2023-10-12 Force Field Release Meeting notes

 Date

Oct 12, 2023

 Participants

  • @Pavan Behara

  • @Chapin Cavender

  • @John Chodera

  • @Anika Friedman

  • @Michael Gilson

  • @Trevor Gokey

  • @Alexandra McIsaac

  • @David Mobley

  • @Michael Shirts

  • @Matt Thompson

  • @Jeffrey Wagner

  • @Lily Wang

  • @Brent Westbrook

Slides:

Recording: https://drive.google.com/file/d/1xAvRUaH_XMeVp9muKaZq9Srl9qyEBi1k/view?usp=drive_link

 Discussion topics

Item

Presenter

Notes

Item

Presenter

Notes

GNN update

LW

LW will link slides here

  • JW - I’m worried that log(RMSD) < -1 or -2 isn’t informative, so it’s hard to tell if these differences between FFs are meaningful

  • JW - Is the conclusion that the valence refit starting from NAGL is similar to the valence refit starting from Sage?

  • LW - Yes. I’m also trying vanilla NAGL with no refit, but that benchmark is still running

  • MS – Would be interesting to see the difference between running a bunch of small mols, then quantify difference from OE as a function of mol weight.

    • LW – We pulled form a number of databases when we made the training/test data. I profiled the differences in mol weight inside and outside the training set and they are different outside of the size range of the training set.

    • MS – I remember looking at chloroform and seeing that Sage 2.0 got the density quite wrong. I think chloroform and tetrachloromethane were bad. Not sure if due to electrostatics.

    • JC - Does this matter? RMSE to Sage/AM1-BCC is tiny.

    • LW - Yes, the mean difference is small, but we’re worried that some chemistries like cyanide might be particularly bad

    • DM – My position is “is this error sufficiently large to justify retraining the whole model?”

    • JC - Is the geometry of these bad dimers thermodynamically relevant for a FF?

    • LW - I don’t know. I think these are high energy conformers.

    • JC - It might be better to sample conformers from an MD simulation of the dimers. Could also check reaction field energies with ZAP.

    • JW - This seems like a bad problem to me. The NAGL vs OpenEye charges are very different.
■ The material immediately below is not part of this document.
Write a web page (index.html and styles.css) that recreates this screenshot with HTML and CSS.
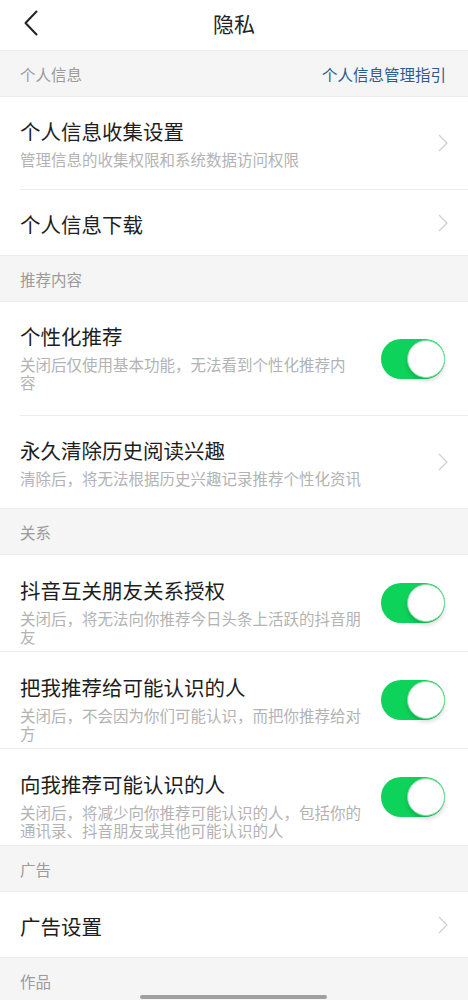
FILE: index.html
```html
<!DOCTYPE html>
<html lang="zh-CN">
<head>
    <meta charset="UTF-8">
    <meta name="viewport" content="width=device-width, initial-scale=1.0">
    <title>隐私</title>
    <link rel="stylesheet" href="styles.css">
</head>
<body>
    <div class="page">
        <!-- Top bar -->
        <div class="nav">
            <svg class="nav-back" width="14" height="26" viewBox="0 0 14 26">
                <polyline points="12.5,1.5 1.5,13 12.5,24.5" fill="none" stroke="#222" stroke-width="2" stroke-linecap="round" stroke-linejoin="round"/>
            </svg>
            <div class="nav-title">隐私</div>
        </div>

        <div class="section-head">
            <span>个人信息</span>
            <a class="section-link">个人信息管理指引</a>
        </div>
        <div class="row row--line">
            <div class="row-text">
                <div class="row-title">个人信息收集设置</div>
                <div class="row-sub">管理信息的收集权限和系统数据访问权限</div>
            </div>
            <svg class="chevron" width="10" height="18" viewBox="0 0 10 18"><polyline points="1,1 9,9 1,17" fill="none" stroke="#cfcfcf" stroke-width="1.2"/></svg>
        </div>
        <div class="row row--single">
            <div class="row-text">
                <div class="row-title">个人信息下载</div>
            </div>
            <svg class="chevron" width="10" height="18" viewBox="0 0 10 18"><polyline points="1,1 9,9 1,17" fill="none" stroke="#cfcfcf" stroke-width="1.2"/></svg>
        </div>

        <div class="section-head"><span>推荐内容</span></div>
        <div class="row row--line row--roomy">
            <div class="row-text row-text--narrow">
                <div class="row-title">个性化推荐</div>
                <div class="row-sub">关闭后仅使用基本功能，无法看到个性化推荐内容</div>
            </div>
            <div class="toggle"><div class="knob"></div></div>
        </div>
        <div class="row">
            <div class="row-text">
                <div class="row-title">永久清除历史阅读兴趣</div>
                <div class="row-sub">清除后，将无法根据历史兴趣记录推荐个性化资讯</div>
            </div>
            <svg class="chevron" width="10" height="18" viewBox="0 0 10 18"><polyline points="1,1 9,9 1,17" fill="none" stroke="#cfcfcf" stroke-width="1.2"/></svg>
        </div>

        <div class="section-head"><span>关系</span></div>
        <div class="row row--tight row--full-line">
            <div class="row-text">
                <div class="row-title">抖音互关朋友关系授权</div>
                <div class="row-sub">关闭后，将无法向你推荐今日头条上活跃的抖音朋友</div>
            </div>
            <div class="toggle"><div class="knob"></div></div>
        </div>
        <div class="row row--tight row--full-line">
            <div class="row-text">
                <div class="row-title">把我推荐给可能认识的人</div>
                <div class="row-sub">关闭后，不会因为你们可能认识，而把你推荐给对方</div>
            </div>
            <div class="toggle"><div class="knob"></div></div>
        </div>
        <div class="row row--tight">
            <div class="row-text">
                <div class="row-title">向我推荐可能认识的人</div>
                <div class="row-sub">关闭后，将减少向你推荐可能认识的人，包括你的通讯录、抖音朋友或其他可能认识的人</div>
            </div>
            <div class="toggle"><div class="knob"></div></div>
        </div>

        <div class="section-head"><span>广告</span></div>
        <div class="row row--single">
            <div class="row-text">
                <div class="row-title">广告设置</div>
            </div>
            <svg class="chevron" width="10" height="18" viewBox="0 0 10 18"><polyline points="1,1 9,9 1,17" fill="none" stroke="#cfcfcf" stroke-width="1.2"/></svg>
        </div>

        <div class="section-head"><span>作品</span></div>
    </div>

    <div class="home-bar"></div>
</body>
</html>
```

FILE: styles.css
```css
body {
    margin: 0;
    padding: 0;
    background: #fff;
    font-family: "Noto Sans CJK SC", "Noto Sans", sans-serif;
    color: #222;
    height: 1000px;
    overflow: hidden;
}
.page {
    display: flex;
    flex-direction: column;
}
.nav {
    height: 50px;
    display: flex;
    align-items: center;
    justify-content: center;
    position: relative;
}
.nav-back {
    position: absolute;
    left: 24px;
    top: 10px;
}
.nav-title {
    font-size: 21px;
    line-height: 26px;
    margin-top: -5px;
    color: #222;
}
.section-head {
    height: 45px;
    display: flex;
    align-items: center;
    justify-content: space-between;
    padding: 0 22px 0 20px;
    background: #f5f5f5;
    border-top: 1px solid #ececec;
    border-bottom: 1px solid #ececec;
    font-size: 15.5px;
    color: #9b9b9b;
}
.section-link {
    color: #2c5b8f;
}
.row {
    display: flex;
    padding: 0 20px;
    position: relative;
}
.row-text {
    flex: 1;
    padding: 21px 0 21px;
    max-width: 350px;
}
.row-text--narrow {
    max-width: 335px;
}
.row--single .row-text {
    padding-bottom: 18px;
}
.row--roomy .row-text {
    padding-bottom: 24px;
}
.row--tight .row-text {
    padding-top: 22px;
    padding-bottom: 6px;
}
.row-title {
    font-size: 20.5px;
    line-height: 26px;
    color: #1e1e1e;
}
.row-sub {
    margin-top: 6px;
    font-size: 15.5px;
    line-height: 18px;
    color: #b3b3b3;
}
.row--line {
    border-bottom: 1px solid #ededed;
    margin-left: 20px;
    padding-left: 0;
}
.row--full-line {
    border-bottom: 1px solid #ededed;
}
.chevron {
    align-self: center;
    margin-left: auto;
}
.toggle {
    align-self: center;
    margin-left: auto;
    margin-right: 3px;
    width: 64px;
    height: 40px;
    border-radius: 20px;
    background: #0ed35a;
    position: relative;
}
.knob {
    position: absolute;
    right: 0;
    top: 1px;
    width: 36px;
    height: 36px;
    border-radius: 50%;
    background: #fff;
    border: 1px solid #7fdf9f;
    box-shadow: 0 3px 4px rgba(0, 0, 0, 0.15);
}
.home-bar {
    position: absolute;
    left: 140px;
    top: 995px;
    width: 187px;
    height: 4px;
    border-radius: 2px;
    background: #a0a0a0;
}
```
    • LW - NAGL does better on nitriles in larger molecules

    • MS - Small molecules might be too small too have a meaningful graph for the message passing algorithm

    • CC – As a workaround, could we do a cutoff to run explicit AM1BCC on small mols?
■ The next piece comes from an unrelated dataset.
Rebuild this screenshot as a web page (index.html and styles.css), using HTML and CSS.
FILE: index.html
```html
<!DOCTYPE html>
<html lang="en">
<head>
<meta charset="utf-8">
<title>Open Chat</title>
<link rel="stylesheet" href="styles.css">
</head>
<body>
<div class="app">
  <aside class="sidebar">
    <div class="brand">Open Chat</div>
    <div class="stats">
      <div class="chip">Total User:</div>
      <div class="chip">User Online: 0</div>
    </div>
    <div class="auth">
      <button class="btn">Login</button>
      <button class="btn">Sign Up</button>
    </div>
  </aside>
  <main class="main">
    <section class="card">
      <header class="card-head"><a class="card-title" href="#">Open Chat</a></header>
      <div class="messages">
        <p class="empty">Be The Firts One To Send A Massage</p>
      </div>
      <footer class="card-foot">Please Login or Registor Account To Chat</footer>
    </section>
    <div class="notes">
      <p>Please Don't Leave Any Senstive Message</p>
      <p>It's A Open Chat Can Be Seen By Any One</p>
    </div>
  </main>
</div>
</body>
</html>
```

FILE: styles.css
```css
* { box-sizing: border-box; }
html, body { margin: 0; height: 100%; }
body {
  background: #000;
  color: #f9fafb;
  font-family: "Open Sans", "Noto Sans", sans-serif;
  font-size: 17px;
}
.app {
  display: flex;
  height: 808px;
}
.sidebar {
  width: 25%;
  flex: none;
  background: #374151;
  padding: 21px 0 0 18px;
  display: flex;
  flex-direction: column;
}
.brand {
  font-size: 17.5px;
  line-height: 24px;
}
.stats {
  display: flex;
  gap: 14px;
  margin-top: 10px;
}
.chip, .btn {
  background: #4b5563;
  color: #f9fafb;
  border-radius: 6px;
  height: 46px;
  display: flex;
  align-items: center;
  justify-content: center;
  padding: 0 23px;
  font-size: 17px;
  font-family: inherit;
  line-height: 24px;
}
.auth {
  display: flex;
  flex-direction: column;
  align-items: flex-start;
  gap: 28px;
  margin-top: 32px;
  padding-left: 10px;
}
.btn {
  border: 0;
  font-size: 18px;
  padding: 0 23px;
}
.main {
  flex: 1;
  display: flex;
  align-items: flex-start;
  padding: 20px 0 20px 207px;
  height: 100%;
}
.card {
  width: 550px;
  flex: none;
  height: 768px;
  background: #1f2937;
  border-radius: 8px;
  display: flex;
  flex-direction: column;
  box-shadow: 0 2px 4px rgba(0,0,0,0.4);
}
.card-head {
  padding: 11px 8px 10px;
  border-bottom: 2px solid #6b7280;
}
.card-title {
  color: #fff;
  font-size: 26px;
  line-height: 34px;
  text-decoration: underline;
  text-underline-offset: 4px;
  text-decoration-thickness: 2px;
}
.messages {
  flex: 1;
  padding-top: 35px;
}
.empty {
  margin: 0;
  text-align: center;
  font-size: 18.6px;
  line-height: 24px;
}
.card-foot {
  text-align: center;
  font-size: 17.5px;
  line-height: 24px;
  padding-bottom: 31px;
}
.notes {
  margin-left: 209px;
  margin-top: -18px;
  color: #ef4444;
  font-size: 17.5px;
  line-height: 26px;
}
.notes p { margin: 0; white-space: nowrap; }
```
    • LW - Yes, but that gives up on the goal of having a self-consistent solution to replace OpenEye/AmberTools

    • MS – Would like to see how much this matters for solvation free energies

    • LW – Yeah, would like to do this with solvents other than water.

    • JW - I still think it’s useful to retrain with small molecules. How much human time would this take?
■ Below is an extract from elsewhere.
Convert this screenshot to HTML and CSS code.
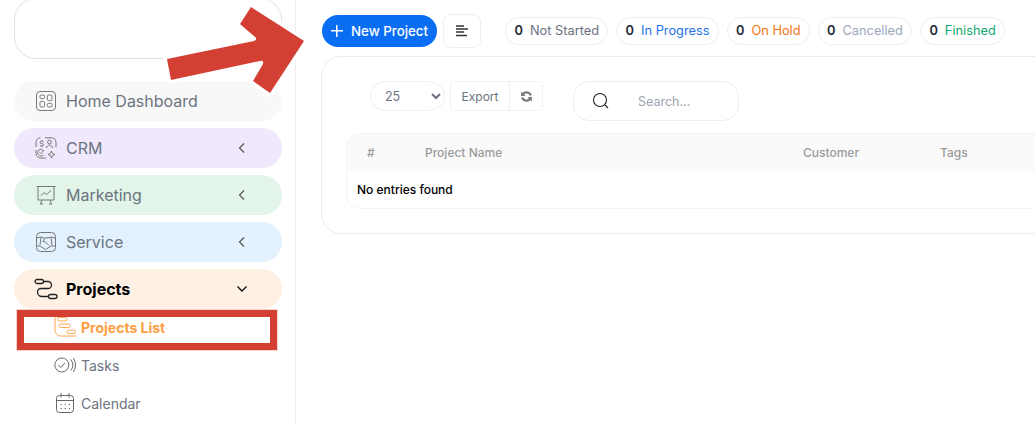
FILE: index.html
```html
<!DOCTYPE html>
<html lang="en">
<head>
    <meta charset="UTF-8">
    <meta name="viewport" content="width=device-width, initial-scale=1.0">
    <title>Projects</title>
    <link rel="stylesheet" href="styles.css">
</head>
<body>
    <div class="page">
        <aside class="sidebar">
            <div class="logo-box"></div>
            <nav class="nav">
                <a class="nav-item nav-home">
                    <svg class="nav-icon" viewBox="0 0 22 22"><rect x="1.500" y="1.500" width="19" height="19" rx="3.500"/><rect x="5" y="5" width="4.600" height="3.600" rx="1.200"/><rect x="12.400" y="5" width="4.600" height="5.600" rx="1.200"/><rect x="5" y="11.400" width="4.600" height="5.600" rx="1.200"/><rect x="12.400" y="13.400" width="4.600" height="3.600" rx="1.200"/></svg>
                    <span>Home Dashboard</span>
                </a>
                <a class="nav-item nav-crm">
                    <svg class="nav-icon" viewBox="0 0 22 22"><path d="M10 .800h6.500a4.500 4.500 0 0 1 4.500 4.500v5M1 10V5.300A4.500 4.500 0 0 1 5.500.800M1 13v3.500A4.500 4.500 0 0 0 5.500 21H11"/><path d="M8.500 4.300H6.300a1.100 1.100 0 0 0 0 2.300h1a1.100 1.100 0 0 1 0 2.300H5M6.800 3v1.300M6.800 9V10"/><circle cx="14.500" cy="5" r="1.900"/><path d="M11.500 11c.3-1.800 1.400-2.800 3-2.800s2.700 1 3 2.800"/><path d="M8.800 14a3.300 3.300 0 1 0-.3 3.800M4.500 15.300l1.300 1.300 2.500-2.700"/><path d="M16.500 14l1 2.500 2.500 1-2.500 1-1 2.500-1-2.500-2.500-1 2.500-1z"/></svg>
                    <span>CRM</span>
                    <svg class="chevron" viewBox="0 0 8 12"><path d="M6 1.500 1.500 6 6 10.500"/></svg>
                </a>
                <a class="nav-item nav-marketing">
                    <svg class="nav-icon" viewBox="0 0 22 22"><path d="M1.500 2.500h19M3 2.500v13.500h16V2.500M7 16l-1.500 4M15 16l1.500 4M5 20h3M14 20h3"/><path d="M6 11.500l3-3 2.500 2 4.500-4"/></svg>
                    <span>Marketing</span>
                    <svg class="chevron" viewBox="0 0 8 12"><path d="M6 1.500 1.500 6 6 10.500"/></svg>
                </a>
                <a class="nav-item nav-service">
                    <svg class="nav-icon" viewBox="0 0 22 22"><rect x="1.500" y="1.500" width="19" height="19" rx="4"/><path d="M1.500 7 6 6l3 1M13 7l3-1 4.500 1M1.500 15H5l5.500 3.500L16 15h4.500"/><path d="M6 6.500 5 14M16 6.500l1 7.500M13 6.800H10L8 10.500l2.500.5 3.500 3.500"/></svg>
                    <span>Service</span>
                    <svg class="chevron" viewBox="0 0 8 12"><path d="M6 1.500 1.500 6 6 10.500"/></svg>
                </a>
                <a class="nav-item nav-projects">
                    <svg class="nav-icon icon-dark" viewBox="0 0 24 22"><rect x="1" y="1.500" width="8.500" height="4" rx="2"/><rect x="14.500" y="16.500" width="8.500" height="4" rx="2"/><path d="M9.500 3.500H14a3.500 3.500 0 0 1 3.500 3.500 3.500 3.500 0 0 1-3.500 3.500H7a3.500 3.500 0 0 0-3.500 3.500A4.500 4.500 0 0 0 8 18.500h6.500"/></svg>
                    <span>Projects</span>
                    <svg class="chevron chevron-open" viewBox="0 0 12 8"><path d="M1.500 1.500 6 6l4.500-4.500"/></svg>
                </a>
                <a class="sub-item sub-active">
                    <svg class="sub-icon" viewBox="0 0 22 22"><path d="M1 0v14.500A5.500 5.500 0 0 0 6.500 20H22"/><rect x="3.500" y="1.500" width="9.500" height="3.500" rx="1.700"/><rect x="5" y="8" width="11" height="3.500" rx="1.700"/><rect x="13" y="14" width="8.500" height="3.500" rx="1.700"/></svg>
                    <span>Projects List</span>
                </a>
                <a class="sub-item">
                    <svg class="sub-icon" viewBox="0 0 22 22"><circle cx="7.800" cy="11" r="7"/><path d="M4.500 11.200l2.400 2.300 4-4.500M16.800 5.500a9 9 0 0 1 0 11M19.300 4a12 12 0 0 1 0 14"/></svg>
                    <span>Tasks</span>
                </a>
                <a class="sub-item">
                    <svg class="sub-icon" viewBox="0 0 22 22"><rect x="2.500" y="3.500" width="17" height="17" rx="3"/><path d="M2.500 8.500h17M7 1v4.500M15 1v4.500"/><path stroke-dasharray="1.200 3" d="M6.500 12.500h10M6.500 16.500h10"/></svg>
                    <span>Calendar</span>
                </a>
            </nav>
        </aside>

        <main class="content">
            <div class="toolbar">
                <button class="btn-new"><span class="plus"></span>New Project</button>
                <button class="btn-filter">
                    <svg viewBox="0 0 12 12" width="12" height="12"><path d="M0 1h8M0 4h12M0 7h8M0 10.500h11"/></svg>
                </button>
                <div class="chips">
                    <span class="chip"><b>0</b>Not Started</span>
                    <span class="chip chip-blue"><b>0</b>In Progress</span>
                    <span class="chip chip-orange"><b>0</b>On Hold</span>
                    <span class="chip chip-grey"><b>0</b>Cancelled</span>
                    <span class="chip chip-green"><b>0</b>Finished</span>
                </div>
            </div>

            <section class="card">
                <div class="controls">
                    <select class="page-size">
                        <option>25</option>
                    </select>
                    <div class="btn-group">
                        <button class="btn-export">Export</button>
                        <button class="btn-refresh">
                            <svg viewBox="0 0 12 12" width="13" height="13"><path d="M11 4.800A5.200 5.200 0 0 0 2.300 2.700L1 1.400V5.600h4.200L3.700 4.100A3.300 3.300 0 0 1 9 5.300zM1 7.200A5.200 5.200 0 0 0 9.700 9.300L11 10.600V6.400H6.800l1.500 1.500A3.300 3.300 0 0 1 3 6.700z"/></svg>
                        </button>
                    </div>
                    <div class="search">
                        <svg viewBox="0 0 18 18" width="18" height="18"><circle cx="8" cy="8" r="6.500"/><path d="M13 13l3 3"/></svg>
                        <span>Search...</span>
                    </div>
                </div>

                <table class="data-table">
                    <thead>
                        <tr>
                            <th class="col-num">#</th>
                            <th class="col-name">Project Name</th>
                            <th class="col-customer">Customer</th>
                            <th class="col-tags">Tags</th>
                        </tr>
                    </thead>
                    <tbody>
                        <tr>
                            <td colspan="4">No entries found</td>
                        </tr>
                    </tbody>
                </table>
            </section>
        </main>
    </div>

    <!-- annotations drawn over the screenshot -->
    <div class="mark-box"></div>
    <svg class="mark-arrow" viewBox="0 0 1035 425" width="1035" height="425">
        <path d="M167 59 254 41Q258 39 255 37L240 24 251 7 304 41 270 93 253 81 263 64Q264 60 260 61L171 80Z"/>
    </svg>
</body>
</html>
```

FILE: styles.css
```css
* {
    box-sizing: border-box;
}

html, body {
    margin: 0;
    height: 100%;
    overflow: hidden;
    background: #fff;
}

body {
    font-family: 'Inter', sans-serif;
    color: #6b7280;
}

button, select {
    font-family: inherit;
}

.page {
    display: flex;
    height: 425px;
}

/* sidebar */
.sidebar {
    flex: 0 0 296px;
    padding: 0 13px 0 14px;
    border-right: 1px solid #ececec;
}

.logo-box {
    height: 61px;
    margin-top: -2px;
    border: 1px solid #e2e2e2;
    border-radius: 22px;
}

.nav {
    display: flex;
    flex-direction: column;
    margin-top: 22px;
}

.nav-item {
    display: flex;
    align-items: center;
    gap: 9px;
    height: 40px;
    margin-bottom: 7px;
    padding-left: 21px;
    border-radius: 20px;
    font-size: 16px;
    color: #6c747f;
}

.nav-icon {
    flex: 0 0 22px;
    width: 22px;
    height: 22px;
    fill: none;
    stroke: #777;
    stroke-width: 1;
}

.icon-dark {
    flex-basis: 24px;
    width: 24px;
    margin: 0 -1px;
    stroke: #222;
    stroke-width: 1.300;
}

.chevron {
    width: 8px;
    height: 12px;
    margin-left: auto;
    margin-right: 36px;
    fill: none;
    stroke: #555;
    stroke-width: 1.200;
}

.chevron-open {
    width: 12px;
    height: 8px;
    margin-right: 34px;
    stroke: #111;
    stroke-width: 1.400;
}

.nav-home { background: #f8f8f8; }
.nav-crm { background: #f0e9fd; }
.nav-marketing { background: #e3f4e9; }
.nav-service { background: #e2f1fd; }

.nav-projects {
    margin-bottom: -1px;
    background: #fef0e2;
    color: #000;
    font-weight: 700;
}

.sub-item {
    display: flex;
    align-items: center;
    gap: 5px;
    height: 38px;
    padding-left: 40px;
    font-size: 14px;
    color: #6c747f;
}

.sub-icon {
    flex: 0 0 22px;
    width: 22px;
    height: 22px;
    fill: none;
    stroke: #666;
    stroke-width: 1;
}

.sub-active {
    color: #ff9d3f;
    font-weight: 700;
}

.sub-active .sub-icon {
    stroke: #ffa64f;
}

/* main */
.content {
    flex: 1;
    min-width: 0;
    padding: 14px 0 0 25px;
    overflow: hidden;
}

.toolbar {
    display: flex;
    align-items: center;
    height: 34px;
    padding-left: 1px;
}

.btn-new {
    display: flex;
    align-items: center;
    gap: 8px;
    width: 115px;
    height: 32px;
    padding: 0 0 0 9px;
    border: none;
    border-radius: 16px;
    background: #0a6ef5;
    color: #fff;
    font-size: 13.300px;
    font-weight: 500;
}

.plus {
    width: 12px;
    height: 12px;
    background: linear-gradient(#fff, #fff) center / 100% 1.500px no-repeat,
                linear-gradient(#fff, #fff) center / 1.500px 100% no-repeat;
}

.btn-filter {
    display: flex;
    align-items: center;
    justify-content: center;
    width: 38px;
    height: 34px;
    margin-left: 6px;
    padding: 0;
    border: 1px solid #eee;
    border-radius: 8px;
    background: #fff;
}

.btn-filter svg {
    fill: none;
    stroke: #333;
    stroke-width: 1.300;
}

.chips {
    display: flex;
    gap: 8px;
    margin-left: 24px;
}

.chip {
    display: flex;
    align-items: center;
    gap: 7px;
    height: 28px;
    padding: 0 8px 1px 8.500px;
    border: 1px solid #eeeeee;
    border-radius: 14px;
    font-size: 12.800px;
    color: #6b7280;
    white-space: nowrap;
}

.chip b {
    color: #1f2937;
    font-weight: 600;
}

.chip-blue { color: #2473e6; }
.chip-orange { color: #f97316; }
.chip-grey { color: #9ca8bb; }
.chip-green { color: #10a971; }

.card {
    width: 780px;
    height: 178px;
    margin-top: 8px;
    padding: 24px 0 0 24px;
    border: 1px solid #ececec;
    border-radius: 20px;
}

.controls {
    display: flex;
    align-items: flex-start;
    height: 40px;
    margin-bottom: 12px;
    padding-left: 24px;
}

.page-size {
    width: 75px;
    height: 30px;
    padding-left: 10px;
    border: 1px solid #f0f0f0;
    border-radius: 15px;
    background-color: #fff;
    color: #6b7280;
    font-size: 12.500px;
}

.btn-group {
    display: flex;
    height: 30px;
    margin-left: 5px;
    border: 1px solid #f0f0f0;
    border-radius: 4px;
}

.btn-group button {
    padding: 0;
    border: none;
    background: none;
    color: #6b7280;
    font-size: 12px;
}

.btn-export {
    width: 59px;
    border-right: 1px solid #f0f0f0 !important;
}

.btn-refresh {
    display: flex;
    align-items: center;
    justify-content: center;
    width: 32px;
}

.btn-refresh svg {
    fill: #777;
}

.search {
    display: flex;
    align-items: center;
    gap: 28px;
    width: 166px;
    height: 40px;
    margin-left: 30px;
    padding-left: 18px;
    border: 1px solid #eeeeee;
    border-radius: 16px;
    font-size: 12.500px;
    color: #9ca3af;
}

.search svg {
    fill: none;
    stroke: #222;
    stroke-width: 1.100;
}

.data-table {
    width: 760px;
    table-layout: fixed;
    border-collapse: separate;
    border-spacing: 0;
    border: 1px solid #f4f4f4;
    border-radius: 14px 0 0 14px;
}

.data-table th {
    height: 37px;
    padding: 0;
    background: #fafafa;
    color: #9a9a9a;
    font-size: 12px;
    font-weight: 500;
    text-align: left;
}

.data-table th.col-num {
    border-top-left-radius: 14px;
}

.col-num {
    width: 78px;
    padding-left: 20px !important;
}

.col-name { width: 378px; }
.col-customer { width: 137px; }

.data-table td {
    height: 37px;
    padding: 0 0 1px 10px;
    color: #000;
    font-size: 12px;
    font-weight: 500;
}

/* annotations */
.mark-box {
    position: absolute;
    left: 17px;
    top: 310px;
    width: 260px;
    height: 40px;
    border: 7px solid #d33f33;
    box-shadow: 0 0 0 1px #f6d5d1;
}

.mark-arrow {
    position: absolute;
    left: 0;
    top: 0;
    pointer-events: none;
}

.mark-arrow path {
    fill: #d33f33;
    stroke: #fff;
    stroke-width: 7;
    stroke-linejoin: round;
    paint-order: stroke;
}
```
    • LW - Probably an hour. Mostly computer time, probably a week to train and more weeks to benchmark.

    • MG - If MS’s concern that small molecules don’t have a big enough graph is true, retraining on small molecules may not help much

    • MS – Wonder why it has trouble with small molecules when big molecules are OK. Were there small mols in the training set?

    • LW – We’d filtered them out, following the method of Riniker. We wanted to make sure we got enough chemical complexity to make the model useful.

    • MG - Does the Riniker method work for small molecules?

    • LW - I don’t know. We could ask her.

    • MT - Are there any GCNN methods that can handle small molecules up to biopolymers?

    • MS – Not sure. Have we tried espaloma-charge?

    • JC – Make sure to use espaloma-0.3

    • PB – How is comparison to interaction energies?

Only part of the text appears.